Session (Signal fork) doesn't use phone numbers. It's pretty well-designed overall and uses an onion routing approach. It's already a superset of Signal except it doesn't use phone numbers. https://getsession.org
PS: Using regular TOR on home broadband or cloud servers is relatively risky and inefficient. Sybil attacks on it are common. And to network operators and security agencies it gives an easy "flow tag" of your uplink and exit node data traffic as automatically suspicious.
And don't be naive. The UK absolutely wants it so that it can surveil both it's citizens and everyone else (including within other governments) around the world.
Ye I find it somewhat amusing that sharing a private key with the government is technically impossible. I guess you could be philosophical about whether it is private though, in that case.
Anyway, I am gladly surprised they seem to back off.
> Ergo, this is technically dead, which is the best form of dead.
Except it's not.

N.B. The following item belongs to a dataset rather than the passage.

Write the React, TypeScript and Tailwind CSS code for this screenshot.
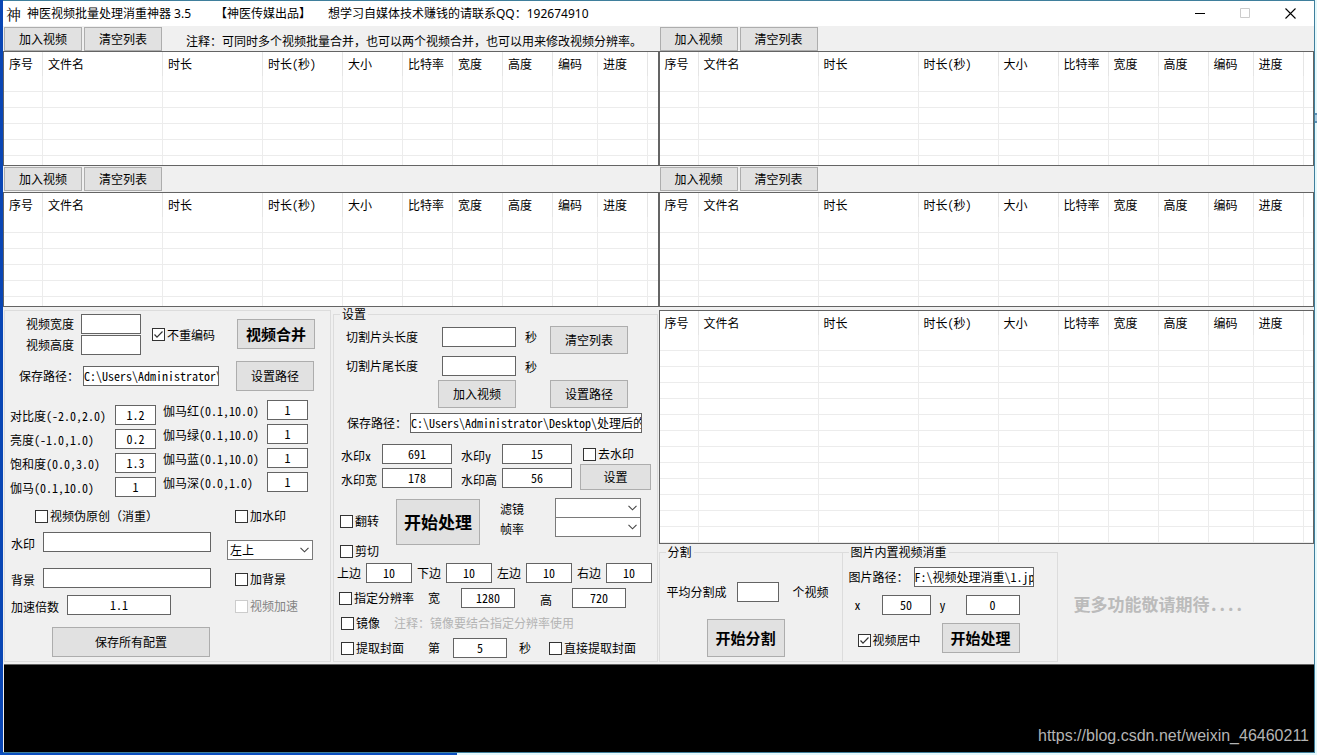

There exist such cryptographic trapdoor constructions that are perfectly secure, if the government backdoor key is kept safe.
The problem is keeping the government backdoor key safe. But that's not a literal impossible technical problem. It's much more a social problem.
Don't get me wrong, I really, really wish what you said was true and we could kill this garbage forever by nature of technical argument. But it isn't, so we must keep fighting against it for the real reason: we simply don't want this.